Deity: MAHATMA GANDHI, SAMBALPUR, ORISSA
IN ONE of the essays of The Mind of the Mahatma: Encyclopaedia of His Thoughts, Gandhi is cited as having written: ‘Our bodies are the real temples rather than buildings of stone. The best place for congregational worship is in the open with the sky as the canopy and mother earth below for the floor.’ When he wrote those lines, it had been years since Gandhi had visited a temple. He did not have anything against idolatry or places of religious worship, though, so long as it steered clear of superstition.
I have no way of knowing if these words escaped Abhimanyu Kumar in 1971, the year he became an MLA from Sambalpur district in Orissa and started work on deifying the Father of the Nation. Now 91 years old, Kumar is too weak to hear, speak or confirm as much. The temple he had built is a structure of stone, with its portico, shikhar and padlocked doors separating the deity from the masses. Responsibility for it has been passed over to his son Pramod Ranjan Kumar, a farmer and businessman.

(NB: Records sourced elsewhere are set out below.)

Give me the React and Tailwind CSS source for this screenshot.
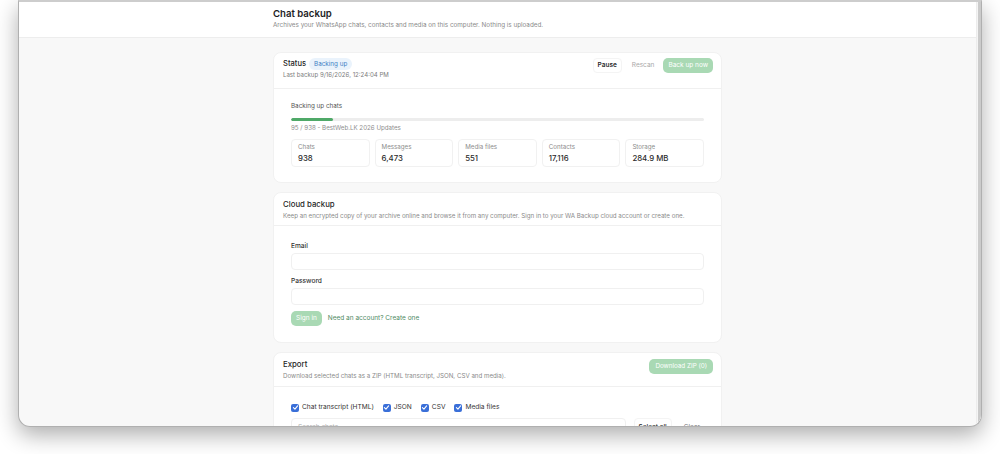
import React from "react";

const font = { fontFamily: "Inter, 'Noto Sans', sans-serif" };

function Check() {
  return (
    <span className="flex h-[8px] w-[8px] items-center justify-center rounded-[2px] bg-[#3a6fd8]">
      <svg viewBox="0 0 10 10" className="h-[7px] w-[7px]">
        <path d="M2 5.2 L4.2 7.3 L8 2.8" fill="none" stroke="white" strokeWidth="1.6" strokeLinecap="round" strokeLinejoin="round" />
      </svg>
    </span>
  );
}

function Stat({ label, value }) {
  return (
    <div className="flex h-[28px] flex-1 flex-col justify-center rounded-[4px] border border-[#f1f1f1] bg-white pl-[6px]">
      <div className="text-[6.2px] leading-[8px] text-[#8c8c8c]">{label}</div>
      <div className="mt-[2px] text-[7.8px] font-medium leading-[10px] text-[#2a2a2a]">{value}</div>
    </div>
  );
}

export default function App() {
  return (
    <div className="h-[454px] w-[1000px] overflow-hidden bg-white" style={font}>
      <div className="ml-[18px] flex h-[427px] w-[964px] overflow-hidden rounded-b-[12px] border border-t-2 border-[#b0b0b0] border-t-[#cdcdcd] bg-[#f8f8f8] shadow-[0_8px_22px_rgba(0,0,0,0.32)]">
        <div className="flex min-w-0 flex-1 flex-col">
          {/* header */}
          <div className="h-[36px] shrink-0 border-b border-[#ededed] bg-white">
            <div className="mx-auto w-[449px] pt-[6px]">
              <div className="text-[9.6px] font-semibold leading-[12px] text-[#1d1d1f]">Chat backup</div>
              <div className="mt-[1px] text-[6.3px] leading-[9px] text-[#8a8a8a]">
                Archives your WhatsApp chats, contacts and media on this computer. Nothing is uploaded.
              </div>
            </div>
          </div>

          {/* body */}
          <div className="mx-auto flex w-[449px] flex-col gap-[9px] pt-[14px]">
            {/* Status card */}
            <div className="rounded-[8px] border border-[#f1f1f1] bg-white">
              <div className="flex h-[36px] items-start justify-between border-b border-[#f0f0f0] pl-[9px] pr-[8px] pt-[5px]">
                <div>
                  <div className="flex items-center gap-[3px]">
                    <span className="text-[7.6px] font-medium leading-[12px] text-[#1f1f1f]">Status</span>
                    <span className="rounded-[6px] bg-[#eaf3fc] px-[5px] text-[6.3px] leading-[12px] text-[#3f7fc4]">Backing up</span>
                  </div>
                  <div className="text-[6.1px] leading-[10px] text-[#7c7c7c]">Last backup 9/16/2026, 12:24:04 PM</div>
                </div>
                <div className="flex items-center">
                  <span className="rounded-[4px] border border-[#f4f4f4] bg-white px-[4px] text-[6.5px] font-semibold leading-[13px] text-[#2a2a2a]">Pause</span>
                  <span className="ml-[6px] px-[4px] text-[6.5px] leading-[13px] text-[#a8a8a8]">Rescan</span>
                  <span className="ml-[5px] rounded-[5px] bg-[#a9d9b4] px-[5px] text-[6.5px] leading-[15px] text-white">Back up now</span>
                </div>
              </div>
              <div className="px-[17px] pb-[15px] pt-[13px]">
                <div className="text-[6.3px] leading-[8px] text-[#555]">Backing up chats</div>
                <div className="mt-[8px] h-[3px] w-full overflow-hidden rounded-full bg-[#ededed]">
                  <div className="h-full rounded-full bg-[#4fa968]" style={{ width: `${(95 / 938) * 100}%` }} />
                </div>
                <div className="mt-[3px] text-[6.2px] leading-[8px] text-[#8e8e8e]">95 / 938 - BestWeb.LK 2026 Updates</div>
                <div className="mt-[7px] flex gap-[5px]">
                  <Stat label="Chats" value="938" />
                  <Stat label="Messages" value="6,473" />
                  <Stat label="Media files" value="551" />
                  <Stat label="Contacts" value="17,116" />
                  <Stat label="Storage" value="284.9 MB" />
                </div>
              </div>
            </div>

            {/* Cloud backup */}
            <div className="rounded-[8px] border border-[#f1f1f1] bg-white">
              <div className="h-[33px] border-b border-[#f0f0f0] px-[9px] pt-[6px]">
                <div className="text-[7.8px] font-medium leading-[10px] text-[#1f1f1f]">Cloud backup</div>
                <div className="mt-[2px] text-[6.2px] leading-[9px] text-[#8a8a8a]">
                  Keep an encrypted copy of your archive online and browse it from any computer. Sign in to your WA Backup cloud account or create one.
                </div>
              </div>
              <div className="px-[17px] pb-[16px] pt-[16px]">
                <div className="text-[6.6px] font-medium leading-[8px] text-[#333]">Email</div>
                <div className="mt-[3px] h-[17px] rounded-[4px] border border-[#f0f0f0] bg-white" />
                <div className="mt-[7px] text-[6.6px] font-medium leading-[8px] text-[#333]">Password</div>
                <div className="mt-[3px] h-[17px] rounded-[4px] border border-[#f0f0f0] bg-white" />
                <div className="mt-[6px] flex items-center gap-[6px]">
                  <span className="rounded-[5px] bg-[#a9d9b4] px-[5px] text-[6.5px] leading-[15px] text-white">Sign in</span>
                  <span className="text-[6.5px] leading-[15px] text-[#4f8a63]">Need an account? Create one</span>
                </div>
              </div>
            </div>

            {/* Export */}
            <div className="rounded-[8px] border border-[#f1f1f1] bg-white">
              <div className="flex h-[34px] items-start justify-between border-b border-[#f0f0f0] pl-[9px] pr-[8px] pt-[6px]">
                <div>
                  <div className="text-[7.8px] font-medium leading-[10px] text-[#1f1f1f]">Export</div>
                  <div className="mt-[2px] text-[6.2px] leading-[9px] text-[#8a8a8a]">
                    Download selected chats as a ZIP (HTML transcript, JSON, CSV and media).
                  </div>
                </div>
                <span className="rounded-[5px] bg-[#a9d9b4] px-[6px] text-[6.3px] leading-[15px] text-white">Download ZIP (0)</span>
              </div>
              <div className="px-[17px] pt-[16px]">
                <div className="flex items-center gap-[9px]">
                  {["Chat transcript (HTML)", "JSON", "CSV", "Media files"].map((t) => (
                    <label key={t} className="flex items-center gap-[3px]">
                      <Check />
                      <span className="text-[6.6px] leading-[9px] text-[#333]">{t}</span>
                    </label>
                  ))}
                </div>
                <div className="mt-[6px] flex items-center gap-[8px]">
                  <div className="h-[18px] flex-1 rounded-[4px] border border-[#f0f0f0] bg-white pl-[6px] text-[6.5px] leading-[17px] text-[#b0b0b0]">Search chats</div>
                  <span className="rounded-[4px] border border-[#f4f4f4] bg-white px-[4px] text-[6.5px] font-medium leading-[16px] text-[#2a2a2a]">Select all</span>
                  <span className="px-[4px] text-[6.5px] leading-[16px] text-[#777]">Clear</span>
                </div>
              </div>
            </div>
          </div>
        </div>
        {/* scrollbar */}
        <div className="flex w-[5px] shrink-0 border-l border-[#ececec] bg-[#f4f4f4]">
          <div className="ml-auto h-full w-[3px] bg-[#cbcbcb]" />
        </div>
      </div>
    </div>
  );
}
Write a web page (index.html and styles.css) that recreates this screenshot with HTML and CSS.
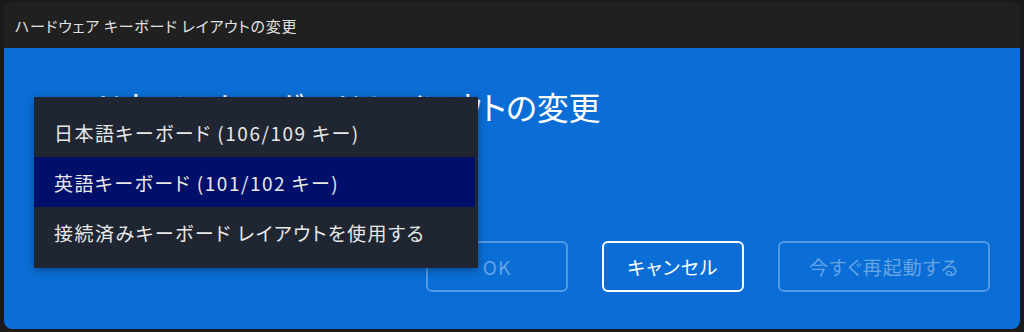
FILE: index.html
```html
<!DOCTYPE html>
<html lang="ja">
<head>
    <meta charset="UTF-8">
    <meta name="viewport" content="width=device-width, initial-scale=1.0">
    <title>ハードウェア キーボード レイアウトの変更</title>
    <link rel="stylesheet" href="styles.css">
</head>
<body>
    <div class="window">
        <div class="titlebar">ハードウェア キーボード レイアウトの変更</div>
        <div class="content">
            <h1 class="heading">ハードウェア キーボード レイアウトの変更</h1>

            <div class="buttons">
                <button class="btn disabled" type="button">OK</button>
                <button class="btn focus" type="button">キャンセル</button>
                <button class="btn disabled wide" type="button">今すぐ再起動する</button>
            </div>

            <ul class="dropdown">
                <li class="option">日本語キーボード (106/109 キー)</li>
                <li class="option selected">英語キーボード (101/102 キー)</li>
                <li class="option">接続済みキーボード レイアウトを使用する</li>
            </ul>
        </div>
    </div>
</body>
</html>
```

FILE: styles.css
```css
html, body {
    margin: 0;
    height: 100%;
}
body {
    background-color: #1a1a1a;
    font-family: "Noto Sans CJK JP", "Noto Sans", sans-serif;
    font-feature-settings: "palt";
    color: #fff;
    overflow: hidden;
}
.window {
    margin: 2px 4px 0 4px;
    height: 327px;
    border-radius: 8px;
    overflow: hidden;
    display: flex;
    flex-direction: column;
}
.titlebar {
    height: 46px;
    flex-shrink: 0;
    background-color: #202020;
    color: #e2e2e2;
    font-size: 15px;
    letter-spacing: 0.7px;
    display: flex;
    align-items: center;
    padding-left: 11px;
}
.content {
    flex: 1;
    background-color: #0a6ed6;
    position: relative;
    display: flex;
    flex-direction: column;
    padding: 0 30px 37px 30px;
}
.heading {
    margin: 36px 0 0 0;
    font-size: 32px;
    font-weight: 400;
    line-height: 44px;
    letter-spacing: -0.2px;
}
.buttons {
    margin-top: auto;
    display: flex;
    justify-content: flex-end;
    gap: 34px;
}
.btn {
    font-family: inherit;
    font-feature-settings: "palt";
    font-size: 19px;
    letter-spacing: 1px;
    height: 51px;
    width: 142px;
    border-radius: 6px;
    background: transparent;
    padding: 0;
}
.btn.wide {
    width: 212px;
}
.btn.disabled {
    border: 2px solid rgba(255, 255, 255, 0.3);
    color: rgba(255, 255, 255, 0.38);
}
.btn.focus {
    border: 2px solid #fff;
    color: #fff;
}
.dropdown {
    position: absolute;
    left: 30px;
    top: 49px;
    width: 444px;
    margin: 0;
    padding: 10px 0 11px 0;
    list-style: none;
    background-color: #1f2631;
    box-shadow: 0 2px 8px rgba(0, 0, 0, 0.35);
}
.option {
    height: 50px;
    display: flex;
    align-items: center;
    padding-left: 20px;
    font-size: 19px;
    letter-spacing: 1.5px;
    color: #e8e8e8;
}
.option.selected {
    background-color: #00106a;
    margin-right: 3px;
}
```
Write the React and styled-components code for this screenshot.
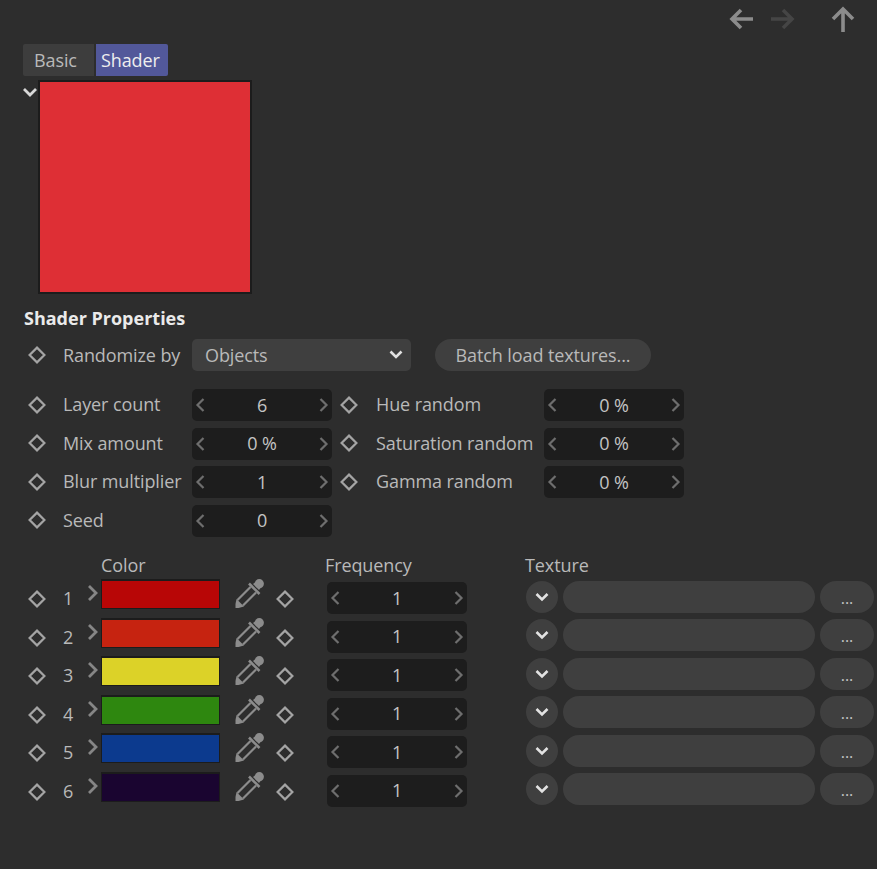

At a distance of 10 km from the city, the Gandhi temple is located in Harijanpada, an all-Dalit colony that’s home to about 250 families. The former MLA was born here and was witness to numerous atrocities committed by ‘upper castes’. Back in those days, Dalits were banned from entering temples in several parts of India. In 1943, when Kumar was still in his teens, Gandhi held a general meeting at Sambalpur. According to Pramod, his father had attended it and was immensely inspired. It was then that he decided to build an all-caste, all-religion temple dedicated to Gandhi.
“Once the temple was completed in 1974, he appointed a priest from the Harijan community to conduct the rituals,” says Pramod Kumar. At the insistence of his elders, Kaliya Bag, a peon at a local women’s college, took up the responsibility. He had no prior experience in conducting rituals and so he got himself a how-to book on Hindu worship and taught himself how to be a priest. Four decades since his self-education, the 79-year- old still performs his duties.
Perhaps as a fitting tribute to the Mahatma, the people who keep him company in the inner sanctum transcend the barriers of caste, language and ideology. Next to the brass statue of the Mahatma, there hangs a portrait of Dr Babasaheb Ambedkar, Subhash Chandra Bose, Swami Vivekananda, even Indira Gandhi. At the feet of the Mahatma’s statue, there is the usual paraphernalia of flowers, kalash, bell and a copy of the Bhagwad Gita.
A soft-spoken Kumar solemnly nods when I tell him about my pilgrimage. Without offering any comments on the other temples, he says that he doesn’t see the Mahatma temple as an exception to the conventional idea of worship. “See, like there is Lord Krishna or Rama… nobody has seen them. We make temples in their name based on the Shastras and their lore. After a hundred years, there won’t be anyone left who has seen Gandhi. He, too, will then be considered a god,” he says.
That evening, Bag does not conduct the rituals. Taking his place is a dhoti-clad man in his mid-thirties. He seems inexperienced, and frequent- ly turns to look at Bag for approval, who stands on the front steps of the temple, guiding him on how to go about it. Throughout the hour, which also features a reading from the Bhagwad Gita, Bag continues to man the entrance, his hands folded in reverence. Then it is time for the recital of Raghupati Raghav Raja Ram, the hallmark of Gandhi’s prayer meetings.
As I watch Bag recite the bhajan under his breath, his voice drowned out by the enthusiastic children in the portico, I recall a conversation Kumar was having with a local earlier, informing him of the arrival of a newborn in Bag’s household.
“…so he won’t be coming to the temple today,” Kumar had said.
“Why?” I had asked.
It was time for a lesson in cultural intelligence: whenever a child is born in the family, restrictions are placed on all members of the family. Until the umbilical stump falls off, one cannot—among other things —visit a temple. In the words of Kumar: “For now, he has become an untouchable.”